Lustre 2.15.4 on RHEL 8.9 and Ubuntu 22.04
Introduction
The main purpose of this post is not to explain what Lustre is, but to give an up-to-date document for installing and configuring the current latest Lustre version (2.15.4) on supported platforms RHEL 8.9 for servers and Ubuntu 22.04 for clients. It can be used as a basic guide for production use but I have not installed or managed Lustre in production and I am not touching any production specific topics in this post.
The reason I wrote this post is because the documentation I found for installing Lustre is usually old. For example, the installation page on wiki mentions RHEL 7 which is not supported anymore. The Lustre 101 introdutory course created by Oak Ridge Leadership Computing Facility is great, but it is also created more than 5 years ago.
I think the installation steps on the installation page on wiki should slightly be modified for RHEL 8.9 for installing servers. In this post, I give my version of installation steps of Lustre servers on RHEL 8.9.
Also, Lustre 2.15.4 client packages for Ubuntu 22.04 does not include a DKMS package. I will compile and build DKMS packages first and install the Lustre client on an Ubuntu 22.04 and test my setup.
Lustre
It is not the main purpose of this post, but if you know nothing about Lustre, I should give a brief introduction for this post to make some sense. If you are familiar with Lustre, you can skip this section.
From its website and from the Introduction to Lustre Architecture document:
Lustre is “an open-source, object-based, distributed, parallel, clustered file system” “designed for maximum performance at massive scale”.
It “supports many requirements of leader-ship class HPC simulation environments”.
Lustre is the most popular file system used in supercomputers. The best supercomputer in Europe at the moment (#5 in TOP500 November 2023) is LUMI and it also uses Lustre.
It is common in HPC environments, but because it can handle very large capacities with high performance, I guess it would not be surprising to see Lustre anywhere large datasets are read or written from a large number of clients.
There are three different servers in Lustre.
- ManaGement Server (MGS): keeps the configuration information for all file system
- MetaData Server (MDS): manages the metadata, ACLs etc. of a file system
- Object Storage Server (OSS): handles the actual data I/O of the files
It means the MGS is shared by all the file systems, whereas a particular MDS or OSS is only for one particular file system. Since the metadata is separated from the actual data, all metadata operations are performed by MDS, whereas actual data operations are performed by OSS.

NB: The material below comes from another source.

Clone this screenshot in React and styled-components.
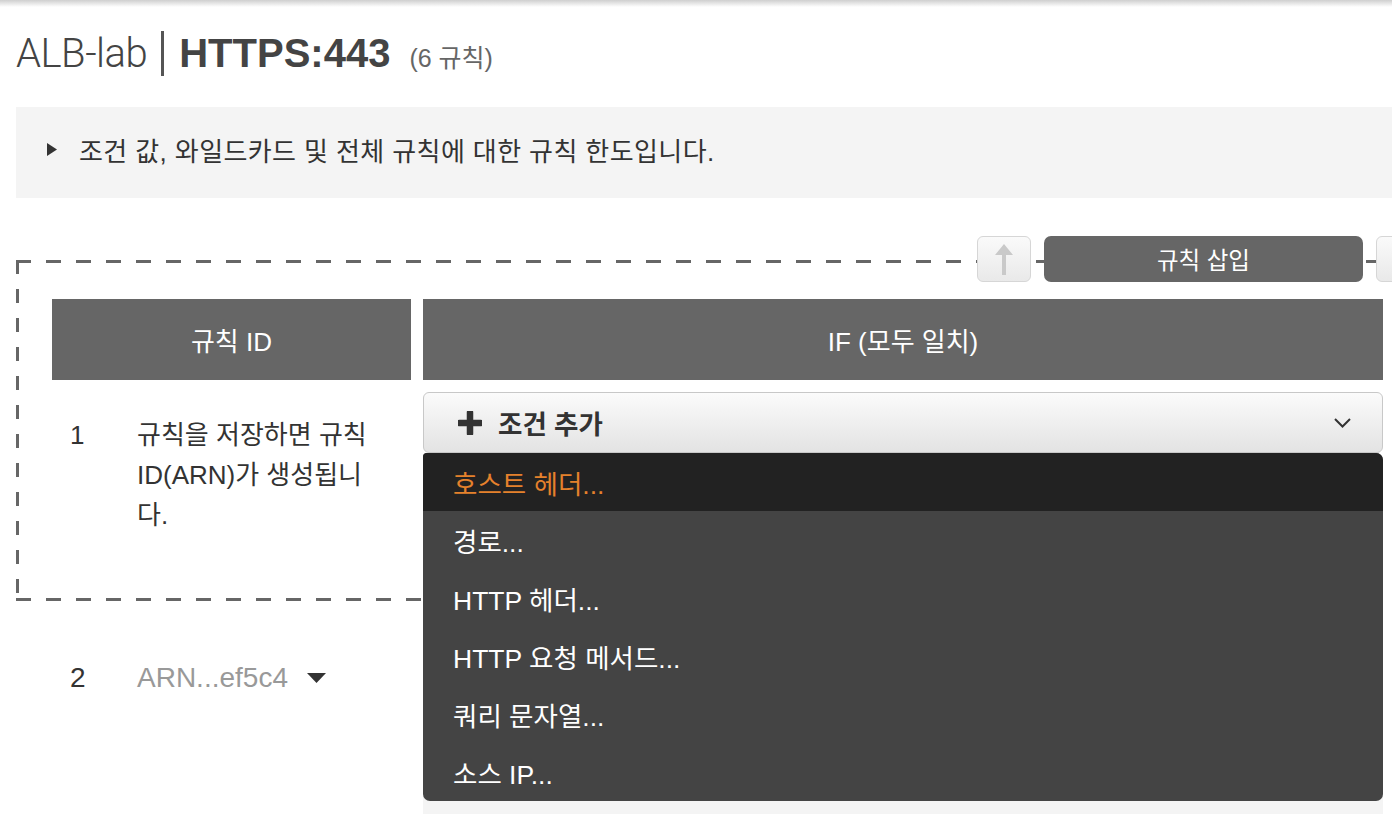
import React from 'react';
import styled, { createGlobalStyle } from 'styled-components';

const GlobalStyle = createGlobalStyle`
  html {
    overflow: hidden;
  }
  body {
    margin: 0;
    padding: 0;
    background: #fff;
    font-family: 'Liberation Sans', 'Noto Sans CJK KR', sans-serif;
    color: #333;
  }
`;

const Shade = styled.div`
  height: 7px;
  width: 100%;
  background: linear-gradient(#cfcfcf, rgba(255, 255, 255, 0));
`;

const Main = styled.div`
  width: 1444px;
  padding: 0 0 0 16px;
`;

const Title = styled.h1`
  margin: 0;
  padding-top: 23px;
  height: 46px;
  line-height: 46px;
  display: flex;
  align-items: baseline;
  font-weight: normal;
  font-size: 40px;
  color: #444;
  white-space: nowrap;
`;

const Light = styled.span`
  font-family: Roboto, 'Liberation Sans', sans-serif;
  font-weight: 300;
  letter-spacing: -0.5px;
`;

const Sep = styled.span`
  display: inline-block;
  width: 3px;
  height: 45px;
  background: #555;
  margin: 0 15px 0 14px;
  align-self: center;
`;

const Strong = styled.span`
  font-weight: bold;
  color: #444;
`;

const Count = styled.span`
  font-size: 25px;
  color: #666;
  margin-left: 19px;
`;

const Info = styled.div`
  margin-top: 31px;
  height: 91px;
  background: #f4f4f4;
  display: flex;
  align-items: center;
  padding: 0 0 6px 31px;
  box-sizing: border-box;
  font-size: 26px;
  letter-spacing: 0.4px;
  color: #333;
`;

const InfoText = styled.span`
  margin-left: 22px;
`;

const Frame = styled.div`
  position: relative;
  margin-top: 62px;
  padding: 39px 0 46px 36px;
  background:
    linear-gradient(to right, #666 50%, transparent 50%) left top / 30px 3px repeat-x,
    linear-gradient(to right, #666 50%, transparent 50%) left bottom / 30px 3px repeat-x,
    linear-gradient(to bottom, #666 50%, transparent 50%) left top / 3px 29px repeat-y;
`;

const Toolbar = styled.div`
  position: absolute;
  top: -24px;
  left: 961px;
  display: flex;
  gap: 13px;
`;

const IconButton = styled.button`
  width: 54px;
  height: 46px;
  padding: 0;
  border: 1px solid #d6d6d6;
  border-radius: 6px;
  background: linear-gradient(#fafafa, #e9e9e9);
  display: flex;
  align-items: center;
  justify-content: center;
`;

const PrimaryButton = styled.button`
  width: 319px;
  height: 46px;
  border: none;
  border-radius: 7px;
  background: #666;
  color: #fff;
  font-family: inherit;
  font-size: 23.5px;
`;

const Grid = styled.div`
  display: grid;
  grid-template-columns: 359px 960px;
  column-gap: 12px;
`;

const HeadCell = styled.div`
  height: 81px;
  background: #666;
  color: #fff;
  font-size: 26px;
  display: flex;
  align-items: center;
  justify-content: center;
`;

const Row = styled(Grid)`
  margin-top: 12px;
  margin-left: ${(p) => p.$indent || 0}px;
`;

const IdCell = styled.div`
  display: grid;
  grid-template-columns: 67px 250px;
  align-items: start;
  align-content: start;
  padding: ${(p) => p.$top}px 0 20px 18px;
  font-size: ${(p) => p.$size || 26}px;
  line-height: 40px;
  color: #333;
`;

const Num = styled.span``;

const Desc = styled.span`
  color: ${(p) => (p.$muted ? '#999' : '#333')};
`;

const CaretWrap = styled.span`
  display: inline-block;
  margin-left: 19px;
  vertical-align: middle;
  line-height: 0;
  position: relative;
  top: -2px;
`;

const CondCell = styled.div`
  position: relative;
  background: ${(p) => (p.$shaded ? '#f4f4f4' : 'transparent')};
  min-height: ${(p) => (p.$shaded ? 220 : 0)}px;
`;

const AddButton = styled.div`
  height: 59px;
  border: 1px solid #c8c8c8;
  border-radius: 6px;
  background: linear-gradient(#fbfbfb, #e3e3e3);
  display: flex;
  align-items: center;
  padding: 0 31px 0 34px;
  font-size: 26.5px;
  font-weight: bold;
  color: #333;
`;

const AddLabel = styled.span`
  margin-left: 16px;
  flex: 1;
`;

const Menu = styled.ul`
  position: absolute;
  top: 61px;
  left: 0;
  width: 960px;
  margin: 0;
  padding: 0;
  list-style: none;
  background: #444;
  border-radius: 4px 7px 7px 7px;
  overflow: hidden;
  z-index: 2;
`;

const MenuItem = styled.li`
  height: 58px;
  padding-left: 30px;
  display: flex;
  align-items: center;
  font-size: 26.5px;
  color: ${(p) => (p.$active ? '#e5812c' : '#fff')};
  background: ${(p) => (p.$active ? '#222' : 'transparent')};
`;

const Play = () => (
  <svg width="10" height="13" viewBox="0 0 10 13">
    <path d="M0 0 L10 6.5 L0 13 Z" fill="#333" />
  </svg>
);

const UpArrow = () => (
  <svg width="18" height="31" viewBox="0 0 18 31">
    <path d="M9 0 L18 11 L11 11 L11 31 L7 31 L7 11 L0 11 Z" fill="#c9c9c9" />
  </svg>
);

const Plus = () => (
  <svg width="24" height="24" viewBox="0 0 24 24">
    <path d="M12 1.5 V22.5 M1.5 12 H22.5" stroke="#333" strokeWidth="6.5" strokeLinecap="round" />
  </svg>
);

const Chevron = () => (
  <svg width="17" height="10" viewBox="0 0 17 10">
    <polyline points="1,1 8.5,8.5 16,1" fill="none" stroke="#333" strokeWidth="2" />
  </svg>
);

const Caret = () => (
  <svg width="19" height="10" viewBox="0 0 19 10">
    <path d="M0 0 L19 0 L9.5 10 Z" fill="#333" />
  </svg>
);

const options = ['호스트 헤더...', '경로...', 'HTTP 헤더...', 'HTTP 요청 메서드...', '쿼리 문자열...', '소스 IP...'];

export default function App() {
  return (
    <>
      <GlobalStyle />
      <Shade />
      <Main>
        <Title>
          <Light>ALB-lab</Light>
          <Sep />
          <Strong>HTTPS:443</Strong>
          <Count>(6 규칙)</Count>
        </Title>

        <Info>
          <Play />
          <InfoText>조건 값, 와일드카드 및 전체 규칙에 대한 규칙 한도입니다.</InfoText>
        </Info>

        <Frame>
          <Toolbar>
            <IconButton>
              <UpArrow />
            </IconButton>
            <PrimaryButton>규칙 삽입</PrimaryButton>
            <IconButton />
          </Toolbar>

          <Grid>
            <HeadCell>규칙 ID</HeadCell>
            <HeadCell>IF (모두 일치)</HeadCell>
          </Grid>

          <Row>
            <IdCell $top={23}>
              <Num>1</Num>
              <Desc>규칙을 저장하면 규칙 ID(ARN)가 생성됩니다.</Desc>
            </IdCell>
            <CondCell>
              <AddButton>
                <Plus />
                <AddLabel>조건 추가</AddLabel>
                <Chevron />
              </AddButton>
              <Menu>
                {options.map((o, i) => (
                  <MenuItem key={o} $active={i === 0}>
                    {o}
                  </MenuItem>
                ))}
              </Menu>
            </CondCell>
          </Row>
        </Frame>

        <Row $indent={36}>
          <IdCell $top={45} $size={28}>
            <Num>2</Num>
            <Desc $muted>
              ARN...ef5c4
              <CaretWrap>
                <Caret />
              </CaretWrap>
            </Desc>
          </IdCell>
          <CondCell $shaded />
        </Row>
      </Main>
    </>
  );
}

The storage component (block device, logical volume, ZFS dataset etc.) of these servers are called a target:
- MGS keeps its data on ManaGement Target (MGT)
- MDS keeps its data on MetaData Target(s) (MDT)
- OSS keeps its data on Object Storage Target(s) (OST)
The format of the targets, called object storage device (OSD), can be LDISKFS (which is derived from ext4) or ZFS. Thus, for example, OSS can store the file data on a ZFS dataset.
Because of separation of roles, the hardware requirement for the servers are different:
- MGS is infrequently accessed, performance not critical, data is important (mirror, RAID-1). It requires less than 1 GB storage (maybe even less than 100MB).
- MDS is frequently accessed like a database, small I/O, data is critical (striped mirrors, RAID-10). It requires 1-2% of the total file system capacity.
- OSS is usually I/O bound. Typically one OSS has 2-8 OSTs. RAID6 (8+2) is a typical choice.
Lustre on its own does not provide any redundancy. The targets have to provide redundancy on their own using a hardware or a software solution. For high availability or redundancy of the servers, cluster pairs (failover) are required.
A very small deployment with one file system would consists of:
- one node for both MGS (one MGT) and MDS (one MDT)
- one node for OSS (one or more OSTs)
A more typical deployment would consist of:
- one MGS (for one or many file systems)
- a few MDS (one for each file system, it is possible to use more than one per file system if required)
- many OSS (more than one OSS for each file system)
For example, each Lustre file system on LUMI supercomputer has 1 MDS and 32 OSTs on Main storage - LUMI-P. Each file system is 20 PB.
An extra MDS for a file system is only required to scale metadata capacity and performance.
Lustre servers are not managed like Linux services. They are started by mounting a target and stopped by unmounting the target. The type of the target determines the service started.
The Lustre client is installed on computers to access Lustre file systems. The communication protocol between the client and the servers is Lustre Network protocol (LNet). When a client wants to access a file, it first connects to the MDS. MDS provides information about how the file is stored. Client calculates which OST’s should be contacted for required operation and directly connects to these OSTs.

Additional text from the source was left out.